About Vibe Coding
Software development is changing rapidly overnight. Indeed:
- OpenAI announced Codex on May 16, 2025, for their $200/month Pro users https://openai.com/index/introducing-codex/.
- Microsoft GitHub Copilot released its new coding agent on May 19, 2025. https://bsky.app/profile/github.com/post/3lpjxvgje7s2k
- Google announced a tool called Jules (jules.google.com) on May 20, 2025, making it available for free and
- Mistral releases devstral, an open-source model for coding agents on May 21, 2025. https://mistral.ai/news/devstral
These new coding agents—along with Cursor, Lovable, Windsurf, V0, Bold.new, and others—are all tools that support some form of “vibe coding” (a term coined by Karpathy indicating AI-assisted coding).
This gives rise to a lot of FUD (fear, uncertainty, and doubt) from the corporate gatekeepers. The short-term opportunity is this: in a design thinking approach, a “research prototype” that checks the basic hypotheses (who is this product for, what problem does the product solve) can be developed much faster using vibe coding.

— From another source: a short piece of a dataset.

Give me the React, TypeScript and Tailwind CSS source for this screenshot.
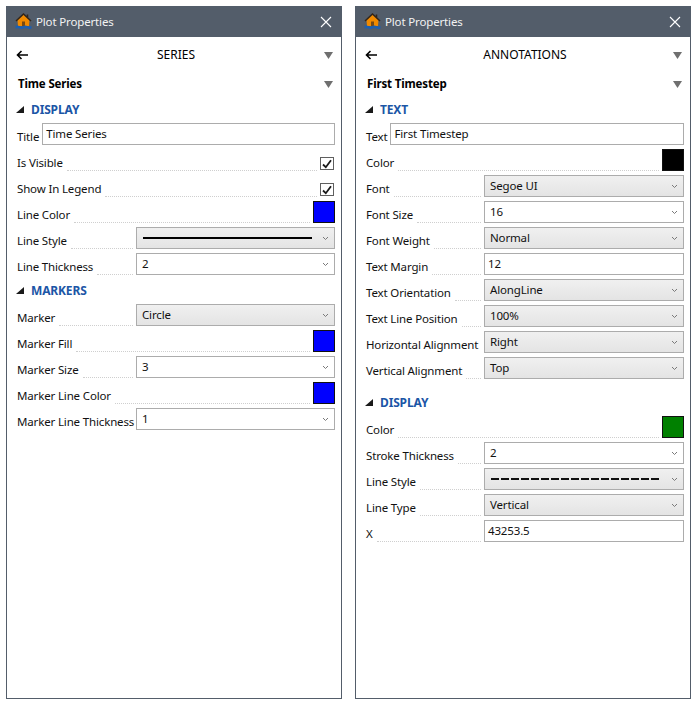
import React, { createContext, useContext } from "react";

const LabelWidth = createContext("w-[119px]");

const HouseIcon = () => (
  <svg width="17" height="17" viewBox="0 0 17 17" className="shrink-0">
    <path d="M2.5 7 L8.5 1.5 L14.5 7 L14 13 L3 13 Z" fill="#f08a00" />
    <path d="M1 8 L8.5 1 L16 8 M12.5 1.5 V4.5" fill="none" stroke="#33261a" strokeWidth="1.5" />
    <rect x="7" y="8.5" width="3" height="4.5" fill="#7a4a10" />
    <path d="M0.5 13 C3.5 11.5 5.5 14.5 8.5 13 C11.5 11.5 13.5 14.5 16.5 13 L16.5 15.5 C13.5 17 11.5 14.5 8.5 15.5 C5.5 17 3.5 14.5 0.5 15.5 Z" fill="#1c5fb0" />
  </svg>
);

const CloseIcon = () => (
  <svg width="12" height="12" viewBox="0 0 12 12" className="shrink-0">
    <path d="M1 1 L11 11 M11 1 L1 11" stroke="#fff" strokeWidth="1.1" />
  </svg>
);

const BackArrow = () => (
  <svg width="12" height="10" viewBox="0 0 12 10" className="shrink-0">
    <path d="M1.5 5 H12 M5.5 1 L1.5 5 L5.5 9" fill="none" stroke="#000" strokeWidth="1.6" />
  </svg>
);

const GrayTriangle = () => (
  <svg width="9" height="7" viewBox="0 0 9 7" className="shrink-0">
    <path d="M0 0 H9 L4.5 7 Z" fill="#6f6f6f" />
  </svg>
);

const Chevron = () => (
  <svg width="7" height="5" viewBox="0 0 7 5" className="shrink-0">
    <path d="M1 1 L3.5 3.5 L6 1" fill="none" stroke="#7a7a7a" strokeWidth="1" />
  </svg>
);

const Expander = () => (
  <svg width="8" height="8" viewBox="0 0 8 8" className="shrink-0">
    <path d="M8 0 V7 H0 Z" fill="#1a1a1a" />
  </svg>
);

const Heading = ({ text, mt }: { text: string; mt: string }) => (
  <div className={`flex h-[14px] items-center pl-[9px] ${mt}`}>
    <div className="mr-[7px] w-[8px]">
      <Expander />
    </div>
    <span className="text-[12px] font-bold text-[#1c56a6]">{text}</span>
  </div>
);

const Label = ({ text, dotted = true, free }: { text: string; dotted?: boolean; free?: boolean }) => {
  const w = useContext(LabelWidth);
  return (
    <div className={`flex min-w-0 items-end ${free ? "flex-1" : `${w} shrink-0`}`}>
      <span className="whitespace-nowrap leading-[16px] text-[#111]">{text}</span>
      {dotted && <div className="ml-[4px] mr-[3px] flex-1 border-b border-dotted border-[#cfcfcf]" />}
    </div>
  );
};

const Row = ({ children }: { children: React.ReactNode }) => (
  <div className="flex h-[22px] pl-[10px] pr-[6px]">{children}</div>
);

const Combo = ({ value, gray, line }: { value?: string; gray?: boolean; line?: "solid" | "dash" }) => (
  <div
    className={`flex min-w-0 flex-1 items-center border border-[#acacac] pl-[5px] pr-[5px] ${
      gray ? "bg-gradient-to-b from-[#f0f0f0] to-[#e4e4e4]" : "bg-white"
    }`}
  >
    <div className="min-w-0 flex-1 leading-[18px] text-[#111]">
      {line === "solid" && <div className="ml-[1px] mr-[10px] h-[2px] bg-black" />}
      {line === "dash" && (
        <svg width="169" height="2" className="ml-[1px] block">
          <line x1="0" y1="1" x2="169" y2="1" stroke="#111" strokeWidth="2" strokeDasharray="8 2" />
        </svg>
      )}
      {value && <span>{value}</span>}
    </div>
    <Chevron />
  </div>
);

const Input = ({ value, gap }: { value: string; gap?: boolean }) => (
  <div
    className={`flex min-w-0 flex-1 items-center border border-[#acacac] bg-white pl-[3px] leading-[18px] text-[#111] ${
      gap ? "ml-[3px]" : ""
    }`}
  >
    <span>{value}</span>
  </div>
);

const Swatch = ({ color }: { color: string }) => (
  <div className="h-[22px] w-[22px] shrink-0 border border-[#111]" style={{ backgroundColor: color }} />
);

const Check = () => (
  <div className="mr-[1px] mt-[8px] flex h-[13px] w-[14px] shrink-0 items-center justify-center border border-[#5f5f5f] bg-white">
    <svg width="10" height="10" viewBox="0 0 10 10">
      <path d="M1 5.5 L3.8 8.2 L9 1.2" fill="none" stroke="#1a1a1a" strokeWidth="1.8" />
    </svg>
  </div>
);

const Panel = ({ crumb, name, children }: { crumb: string; name: string; children: React.ReactNode }) => (
  <div className="flex h-[693px] w-[336px] shrink-0 flex-col border-x border-b border-[#535d6a] bg-white">
    <div className="flex h-[31px] shrink-0 items-center bg-[#535d6a] pl-[8px] pr-[9px] text-white">
      <HouseIcon />
      <span className="ml-[4px] flex-1 text-[#f2f2f2]">Plot Properties</span>
      <CloseIcon />
    </div>
    <div className="flex h-[36px] shrink-0 items-center pl-[9px] pr-[8px]">
      <BackArrow />
      <span className="flex-1 text-center text-[12px] tracking-[0px] text-black">{crumb}</span>
      <GrayTriangle />
    </div>
    <div className="flex h-[22px] shrink-0 items-center pl-[11px] pr-[8px]">
      <span className="flex-1 font-bold text-black">{name}</span>
      <GrayTriangle />
    </div>
    <div className="flex flex-col gap-[4px]">{children}</div>
  </div>
);

const Left = () => (
  <LabelWidth.Provider value="w-[119px]">
    <Panel crumb="SERIES" name="Time Series">
      <Heading text="DISPLAY" mt="mt-[8px] mb-[2px]" />
      <Row><div className="flex w-full"><div className="flex items-end"><span className="leading-[16px]">Title</span></div><Input value="Time Series" gap /></div></Row>
      <Row><Label free text="Is Visible" /><Check /></Row>
      <Row><Label free text="Show In Legend" /><Check /></Row>
      <Row><Label free text="Line Color" /><Swatch color="#0000ff" /></Row>
      <Row><Label text="Line Style" /><Combo gray line="solid" /></Row>
      <Row><Label text="Line Thickness" /><Combo value="2" /></Row>
      <Heading text="MARKERS" mt="mt-[5px] mb-[2px]" />
      <Row><Label text="Marker" /><Combo gray value="Circle" /></Row>
      <Row><Label free text="Marker Fill" /><Swatch color="#0000ff" /></Row>
      <Row><Label text="Marker Size" /><Combo value="3" /></Row>
      <Row><Label free text="Marker Line Color" /><Swatch color="#0000ff" /></Row>
      <Row><Label text="Marker Line Thickness" dotted={false} /><Combo value="1" /></Row>
    </Panel>
  </LabelWidth.Provider>
);

const Right = () => (
  <LabelWidth.Provider value="w-[118px]">
    <Panel crumb="ANNOTATIONS" name="First Timestep">
      <Heading text="TEXT" mt="mt-[8px] mb-[2px]" />
      <Row><div className="flex w-full"><div className="flex items-end"><span className="leading-[16px]">Text</span></div><Input value="First Timestep" gap /></div></Row>
      <Row><Label free text="Color" /><Swatch color="#000000" /></Row>
      <Row><Label text="Font" /><Combo gray value="Segoe UI" /></Row>
      <Row><Label text="Font Size" /><Combo value="16" /></Row>
      <Row><Label text="Font Weight" /><Combo gray value="Normal" /></Row>
      <Row><Label text="Text Margin" /><Input value="12" /></Row>
      <Row><Label text="Text Orientation" /><Combo gray value="AlongLine" /></Row>
      <Row><Label text="Text Line Position" /><Combo gray value="100%" /></Row>
      <Row><Label text="Horizontal Alignment" dotted={false} /><Combo gray value="Right" /></Row>
      <Row><Label text="Vertical Alignment" /><Combo gray value="Top" /></Row>
      <Heading text="DISPLAY" mt="mt-[13px] mb-[2px]" />
      <Row><Label free text="Color" /><Swatch color="#008000" /></Row>
      <Row><Label text="Stroke Thickness" /><Combo value="2" /></Row>
      <Row><Label text="Line Style" /><Combo gray line="dash" /></Row>
      <Row><Label text="Line Type" /><Combo gray value="Vertical" /></Row>
      <Row><Label text="X" /><Input value="43253.5" /></Row>
    </Panel>
  </LabelWidth.Provider>
);

export default function App() {
  return (
    <div className="flex h-[706px] w-[698px] gap-[13px] bg-white pl-[6px] pt-[6px] font-['Noto_Sans',sans-serif] text-[11.5px] tracking-[-0.15px] text-[#111]">
      <Left />
      <Right />
    </div>
  );
}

Even with the expected “valley of disappointment” that may follow (because users tend to overreact to the initial prototype, which will likely need to be rewritten from scratch), in the end, the chance of building a product that resonates with users is much higher and it will be ready sooner—if the same good old software process is followed, from prototype to Minimum Viable Product (MVP) to Version 1 accepted by users.